Collected data

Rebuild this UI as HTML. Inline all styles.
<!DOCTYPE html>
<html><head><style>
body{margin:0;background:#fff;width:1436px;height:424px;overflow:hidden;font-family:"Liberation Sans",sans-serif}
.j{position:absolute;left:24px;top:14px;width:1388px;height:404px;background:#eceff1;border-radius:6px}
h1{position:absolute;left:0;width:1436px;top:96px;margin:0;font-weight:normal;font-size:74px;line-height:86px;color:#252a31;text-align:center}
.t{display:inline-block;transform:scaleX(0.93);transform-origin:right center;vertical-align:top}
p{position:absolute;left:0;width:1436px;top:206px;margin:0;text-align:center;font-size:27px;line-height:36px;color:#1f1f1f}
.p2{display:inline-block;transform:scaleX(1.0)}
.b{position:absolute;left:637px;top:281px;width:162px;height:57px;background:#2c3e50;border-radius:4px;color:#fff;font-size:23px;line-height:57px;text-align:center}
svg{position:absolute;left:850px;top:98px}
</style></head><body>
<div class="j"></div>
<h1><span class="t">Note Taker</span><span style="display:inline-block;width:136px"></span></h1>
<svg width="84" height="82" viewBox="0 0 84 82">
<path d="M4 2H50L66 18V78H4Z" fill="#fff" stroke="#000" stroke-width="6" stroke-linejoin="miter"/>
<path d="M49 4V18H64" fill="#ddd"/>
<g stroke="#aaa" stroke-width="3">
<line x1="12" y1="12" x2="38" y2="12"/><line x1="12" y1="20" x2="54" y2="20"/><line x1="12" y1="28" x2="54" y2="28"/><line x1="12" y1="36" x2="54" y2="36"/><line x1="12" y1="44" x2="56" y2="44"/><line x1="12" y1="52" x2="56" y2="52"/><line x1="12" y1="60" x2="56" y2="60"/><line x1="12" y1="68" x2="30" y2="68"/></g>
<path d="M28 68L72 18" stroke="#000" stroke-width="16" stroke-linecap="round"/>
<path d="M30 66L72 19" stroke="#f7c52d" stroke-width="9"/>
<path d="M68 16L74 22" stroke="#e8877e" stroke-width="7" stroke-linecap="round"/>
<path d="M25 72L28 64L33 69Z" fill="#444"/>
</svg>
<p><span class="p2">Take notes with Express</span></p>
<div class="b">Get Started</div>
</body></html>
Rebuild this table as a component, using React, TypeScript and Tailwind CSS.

YOUR GOAL
Transcribe all of the entries without altering anything.

ANSWER TO THE EXERCISE
Rebuild this UI as HTML. Inline all styles.
<!DOCTYPE html>
<html><head><style>
body{margin:0;background:#fff;width:1436px;height:424px;overflow:hidden;font-family:"Liberation Sans",sans-serif}
.j{position:absolute;left:24px;top:14px;width:1388px;height:404px;background:#eceff1;border-radius:6px}
h1{position:absolute;left:0;width:1436px;top:96px;margin:0;font-weight:normal;font-size:74px;line-height:86px;color:#252a31;text-align:center}
.t{display:inline-block;transform:scaleX(0.93);transform-origin:right center;vertical-align:top}
p{position:absolute;left:0;width:1436px;top:206px;margin:0;text-align:center;font-size:27px;line-height:36px;color:#1f1f1f}
.p2{display:inline-block;transform:scaleX(1.0)}
.b{position:absolute;left:637px;top:281px;width:162px;height:57px;background:#2c3e50;border-radius:4px;color:#fff;font-size:23px;line-height:57px;text-align:center}
svg{position:absolute;left:850px;top:98px}
</style></head><body>
<div class="j"></div>
<h1><span class="t">Note Taker</span><span style="display:inline-block;width:136px"></span></h1>
<svg width="84" height="82" viewBox="0 0 84 82">
<path d="M4 2H50L66 18V78H4Z" fill="#fff" stroke="#000" stroke-width="6" stroke-linejoin="miter"/>
<path d="M49 4V18H64" fill="#ddd"/>
<g stroke="#aaa" stroke-width="3">
<line x1="12" y1="12" x2="38" y2="12"/><line x1="12" y1="20" x2="54" y2="20"/><line x1="12" y1="28" x2="54" y2="28"/><line x1="12" y1="36" x2="54" y2="36"/><line x1="12" y1="44" x2="56" y2="44"/><line x1="12" y1="52" x2="56" y2="52"/><line x1="12" y1="60" x2="56" y2="60"/><line x1="12" y1="68" x2="30" y2="68"/></g>
<path d="M28 68L72 18" stroke="#000" stroke-width="16" stroke-linecap="round"/>
<path d="M30 66L72 19" stroke="#f7c52d" stroke-width="9"/>
<path d="M68 16L74 22" stroke="#e8877e" stroke-width="7" stroke-linecap="round"/>
<path d="M25 72L28 64L33 69Z" fill="#444"/>
</svg>
<p><span class="p2">Take notes with Express</span></p>
<div class="b">Get Started</div>
</body></html>
Rebuild this table as a component, using React, TypeScript and Tailwind CSS.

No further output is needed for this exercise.